**Short task**. List each line of the data that holds the string "React", please.

**Dataset extract**.
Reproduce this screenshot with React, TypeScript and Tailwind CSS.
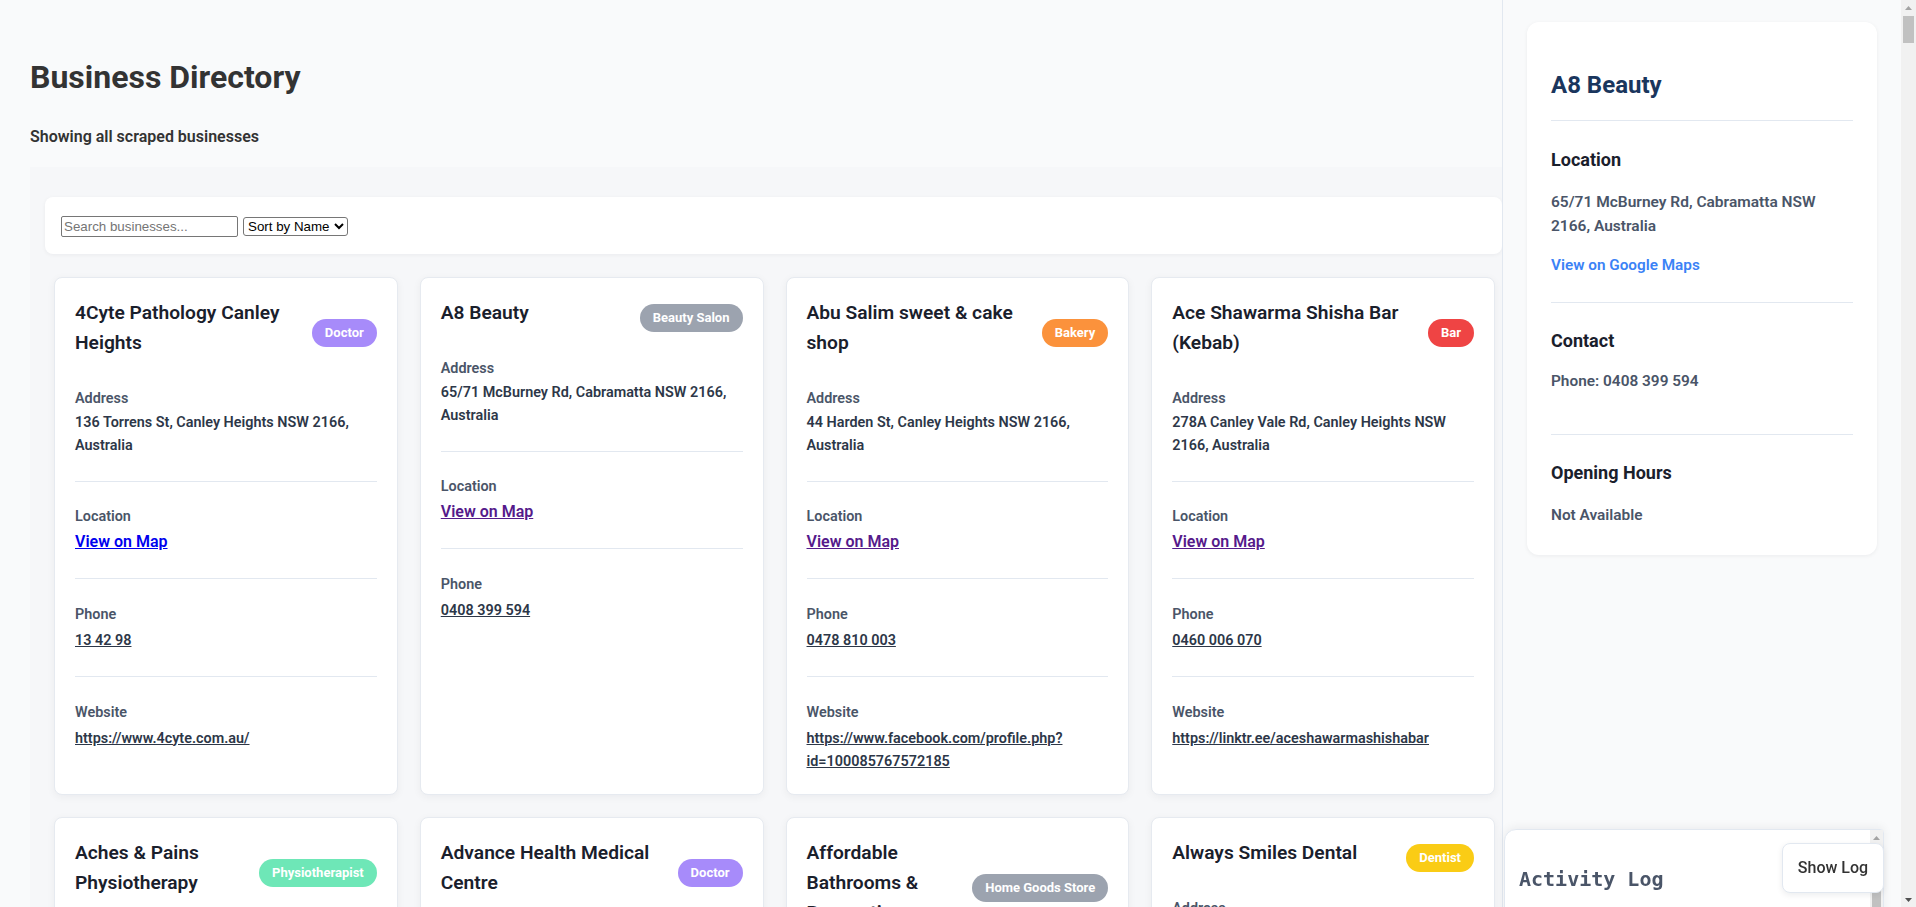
import React from 'react';

type Business = {
  name: string;
  category: string;
  address: string;
  phone: string;
  website?: string;
  mapVisited: boolean;
};

const businesses: Business[] = [
  {
    name: '4Cyte Pathology Canley Heights',
    category: 'Doctor',
    address: '136 Torrens St, Canley Heights NSW 2166, Australia',
    phone: '13 42 98',
    website: 'https://www.4cyte.com.au/',
    mapVisited: false,
  },
  {
    name: 'A8 Beauty',
    category: 'Beauty Salon',
    address: '65/71 McBurney Rd, Cabramatta NSW 2166, Australia',
    phone: '0408 399 594',
    mapVisited: true,
  },
  {
    name: 'Abu Salim sweet & cake shop',
    category: 'Bakery',
    address: '44 Harden St, Canley Heights NSW 2166, Australia',
    phone: '0478 810 003',
    website: 'https://www.facebook.com/profile.php?id=100085767572185',
    mapVisited: true,
  },
  {
    name: 'Ace Shawarma Shisha Bar (Kebab)',
    category: 'Bar',
    address: '278A Canley Vale Rd, Canley Heights NSW 2166, Australia',
    phone: '0460 006 070',
    website: 'https://linktr.ee/aceshawarmashishabar',
    mapVisited: true,
  },
  {
    name: 'Aches & Pains Physiotherapy',
    category: 'Physiotherapist',
    address: '2/247 Canley Vale Rd, Canley Heights NSW 2166, Australia',
    phone: '(02) 9726 1466',
    website: 'https://www.achesandpains.com.au/',
    mapVisited: false,
  },
  {
    name: 'Advance Health Medical Centre',
    category: 'Doctor',
    address: '1/240 Canley Vale Rd, Canley Heights NSW 2166, Australia',
    phone: '(02) 9728 8588',
    mapVisited: false,
  },
  {
    name: 'Affordable Bathrooms & Renovations',
    category: 'Home Goods Store',
    address: '12 Peel St, Canley Heights NSW 2166, Australia',
    phone: '0412 556 781',
    mapVisited: false,
  },
  {
    name: 'Always Smiles Dental',
    category: 'Dentist',
    address: '225 Canley Vale Rd, Canley Heights NSW 2166, Australia',
    phone: '(02) 9724 3377',
    website: 'https://www.alwayssmilesdental.com.au/',
    mapVisited: false,
  },
];

const badgeColors: Record<string, string> = {
  Doctor: 'bg-[#a78bfa]',
  'Beauty Salon': 'bg-[#9ca3af]',
  Bakery: 'bg-[#fb923c]',
  Bar: 'bg-[#ef4444]',
  Physiotherapist: 'bg-[#6ee7b7]',
  'Home Goods Store': 'bg-[#9ca3af]',
  Dentist: 'bg-[#facc15]',
};

const Field = ({
  label,
  first,
  last,
  children,
}: {
  label: string;
  first?: boolean;
  last?: boolean;
  children: React.ReactNode;
}) => (
  <div
    className={`${first ? 'pt-[21px]' : 'pt-[25.5px]'} ${
      last ? 'pb-[1.5px]' : 'border-b border-[#e2e8f0] pb-6'
    }`}
  >
    <p className="text-[14.4px] leading-5 font-semibold text-[#4a5568]">{label}</p>
    {children}
  </div>
);

const BusinessCard = ({ business }: { business: Business }) => (
  <div className="flex flex-col rounded-lg border border-[#e6eaf0] bg-white p-5 shadow-[0_2px_8px_rgba(15,23,42,0.05)]">
    <div className="flex items-center justify-between gap-3">
      <h3 className="mb-[10px] text-[19.2px] leading-[30px] font-semibold text-[#1a202c]">
        {business.name}
      </h3>
      <span
        className={`shrink-0 rounded-full px-[13px] py-[6px] text-[13px] leading-4 font-bold text-white ${
          badgeColors[business.category]
        }`}
      >
        {business.category}
      </span>
    </div>

    <Field label="Address" first>
      <p className="mt-[1.5px] text-[14.4px] leading-[23px] font-semibold text-[#2d3748]">
        {business.address}
      </p>
    </Field>

    <Field label="Location">
      <a
        href="#"
        className={`mt-[3px] block w-fit text-base leading-6 font-semibold underline ${
          business.mapVisited ? 'text-[#551a8b]' : 'text-[#0000ee]'
        }`}
      >
        View on Map
      </a>
    </Field>

    <Field label="Phone" last={!business.website}>
      <a
        href="#"
        className="mt-[4.5px] block w-fit text-[14.4px] leading-[23px] font-semibold text-[#2d3748] underline"
      >
        {business.phone}
      </a>
    </Field>

    {business.website && (
      <Field label="Website" last>
        <a
          href="#"
          className="mt-1 block w-fit text-[14.4px] leading-[23px] font-semibold text-[#2d3748] underline"
        >
          {business.website}
        </a>
      </Field>
    )}
  </div>
);

const logEntries = [
  '[09:12:04] Loaded 248 businesses',
  '[09:12:05] Sorted by name',
  '[09:12:31] Selected A8 Beauty',
  '[09:12:32] Details panel opened',
  '[09:13:10] Map link opened',
  '[09:13:45] Filter cleared',
  '[09:14:02] Selected A8 Beauty',
];

const App = () => {
  return (
    <div className="min-h-screen bg-[#f9fafb] font-['Roboto',sans-serif]">
      <main className="mr-[414px] pl-[30px] pt-[58px] pb-10">
        <h1 className="text-[32px] leading-[38px] font-bold text-[#333333]">Business Directory</h1>
        <p className="mt-[29px] text-base leading-6 font-semibold text-[#333333]">
          Showing all scraped businesses
        </p>

        <div className="mt-[18px] -mr-[15px] bg-[#f6f7f9] pt-[30px] pl-[15px] pr-[15px] pb-6">
          <div className="flex items-center gap-[5px] rounded-lg bg-white px-4 pt-[19px] pb-[17px] shadow-[0_1px_4px_rgba(15,23,42,0.05)]">
            <input
              type="text"
              placeholder="Search businesses..."
              className="h-[21px] w-[177px] rounded-[2px] border border-[#767676] bg-white px-[2px] font-['Liberation_Sans',Arial,sans-serif] text-[13.33px] text-black placeholder:text-[#757575]"
            />
            <select className="h-[19px] w-[105px] rounded-[3px] border border-[#767676] bg-white font-['Liberation_Sans',Arial,sans-serif] text-[13.33px] text-black">
              <option>Sort by Name</option>
              <option>Sort by Category</option>
            </select>
          </div>

          <div className="mt-[23px] ml-[9px] mr-[7px] grid grid-cols-4 gap-[22px]">
            {businesses.map((b) => (
              <BusinessCard key={b.name} business={b} />
            ))}
          </div>
        </div>
      </main>

      <aside className="fixed top-0 right-[15px] h-screen w-[399px] border-l border-[#e2e8f0] bg-[#f9fafb] px-6 pt-[22px]">
        <div className="rounded-xl bg-white px-6 pb-7 shadow-[0_1px_4px_rgba(15,23,42,0.06)]">
          <h2 className="border-b border-[#e2e8f0] pt-[49px] pb-5 text-2xl leading-[29px] font-bold text-[#1a365d]">
            A8 Beauty
          </h2>

          <div className="border-b border-[#e2e8f0] pt-[28px] pb-[25px]">
            <h3 className="text-[18px] leading-[22px] font-bold text-[#1a202c]">Location</h3>
            <p className="mt-[19px] text-[15.5px] leading-6 font-semibold text-[#4a5568]">
              65/71 McBurney Rd, Cabramatta NSW 2166, Australia
            </p>
            <a href="#" className="mt-[15px] block w-fit text-[15.3px] leading-6 font-semibold text-[#3b82f6]">
              View on Google Maps
            </a>
          </div>

          <div className="border-b border-[#e2e8f0] pt-[27px] pb-[41px]">
            <h3 className="text-[18px] leading-[22px] font-bold text-[#1a202c]">Contact</h3>
            <p className="mt-[17px] text-[15.4px] leading-6 font-semibold text-[#4a5568]">
              Phone: 0408 399 594
            </p>
          </div>

          <div className="pt-[27px]">
            <h3 className="text-[18px] leading-[22px] font-bold text-[#1a202c]">Opening Hours</h3>
            <p className="mt-[19px] text-[15.4px] leading-6 font-semibold text-[#4a5568]">Not Available</p>
          </div>
        </div>
      </aside>

      {/* activity log drawer, mostly below the fold */}
      <div className="fixed top-[829px] right-[32px] flex h-[300px] w-[380px] rounded-tl-xl rounded-tr-[4px] border border-[#e2e8f0] bg-white shadow-[0_-2px_10px_rgba(15,23,42,0.06)]">
        <div className="flex-1 overflow-hidden px-[14px] pt-[37px]">
          <h3 className="font-['DejaVu_Sans_Mono',monospace] text-[20px] leading-6 font-bold text-[#4a5568]">
            Activity Log
          </h3>
          <ul className="mt-4 space-y-2 pb-6 font-['DejaVu_Sans_Mono',monospace] text-xs text-[#4a5568]">
            {logEntries.map((entry) => (
              <li key={entry}>{entry}</li>
            ))}
          </ul>
        </div>
        <div className="flex w-[13px] flex-col bg-[#f1f1f1]">
          <div className="flex h-[16px] items-center justify-center">
            <svg width="7" height="4" viewBox="0 0 7 4">
              <path d="M3.5 0L7 4H0z" fill="#a3a3a3" />
            </svg>
          </div>
          <div className="mx-[2px] h-[200px] bg-[#c1c1c1]" />
        </div>
      </div>

      <button className="fixed right-[32px] bottom-[14px] h-[50px] w-[102px] rounded-lg border border-[#e2e8f0] bg-white text-base font-medium text-[#333333] shadow-[0_2px_6px_rgba(15,23,42,0.08)]">
        Show Log
      </button>

      {/* page scrollbar */}
      <div className="fixed top-0 right-0 flex h-screen w-[15px] flex-col bg-[#f1f1f1]">
        <div className="flex h-[15px] items-center justify-center">
          <svg width="7" height="4" viewBox="0 0 7 4">
            <path d="M3.5 0L7 4H0z" fill="#a3a3a3" />
          </svg>
        </div>
        <div className="mx-[2px] mt-[1px] h-[27px] bg-[#c1c1c1]" />
        <div className="flex-1" />
        <div className="flex h-[15px] items-center justify-center">
          <svg width="7" height="4" viewBox="0 0 7 4">
            <path d="M0 0H7L3.5 4z" fill="#505050" />
          </svg>
        </div>
      </div>
    </div>
  );
};

export default App;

**Expected output**.
Reproduce this screenshot with React, TypeScript and Tailwind CSS.
import React from 'react';
  children: React.ReactNode;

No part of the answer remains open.